Veja-se, a propósito, decisão do Superior Tribunal de Justiça a respeito
da matéria:
"PROCESSUAL CIVIL. CONFLITO DE COMPETÊNCIA. RECLAMAÇÃO TRABALHISTA
PROMOVIDA POR FUNCIONÁRIO DE CARTÓRIO NÃO OFICILIZADO. COMPETÊNCIA DA
JUSTIÇA DO TRABALHO. O Superior Tribunal de Justiça firmou entendimento no
sentido de que compete à Justiça do Trabalho apreciar reclamação
trabalhista proposta por funcionário de cartório não oficializado, tendo
em vista a existência de vínculo empregatício entre tal funcionário e o
titular do cartório, de quem recebia sua remuneração. Conflito conhecido.

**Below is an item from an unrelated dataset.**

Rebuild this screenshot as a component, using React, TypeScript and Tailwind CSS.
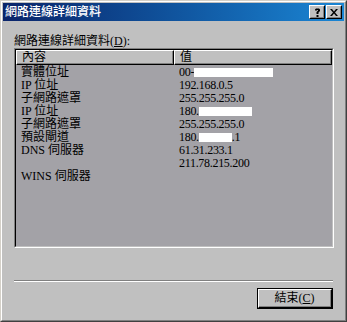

Competência do Juízo Trabalhista, o suscitado". (CC 32874/PE -
2001/0096695-3, Ministro Vicente Leal - Terceira Seção, publicado DJ
09.09.2002, pág. 159).
Assim sendo, provejo o recurso para declarar competente a Vara do Trabalho
de Lavras para conciliar, instruir e julgar o feito, devendo os autos
retornar à origem, para prosseguimento, na forma legal.
Isto posto, rejeito a preliminar de não conhecimento argüida em
contra-razões, para, conhecendo do recurso interposto, no mérito, dar-lhe
provimento para declarar competente a Vara do Trabalho de Lavras para
apreciar, instruir e julgar o feito, devendo os autos retornar à origem,
para prosseguimento, na forma legal.
FUNDAMENTOS PELOS QUAIS,
O Tribunal Regional do Trabalho da Terceira Região, pela sua Quarta Turma,
à unanimidade, rejeitou a preliminar de não conhecimento, argüida em
contra-razões, e conheceu do recurso; no mérito, sem divergência, deu-lhe
provimento para declarar competente a Vara do Trabalho de Lavras para
apreciar, instruir e julgar o feito, devendo os autos retornar à origem,
para prosseguimento, na forma legal.
Belo Horizonte, 10 de outubro de 2007.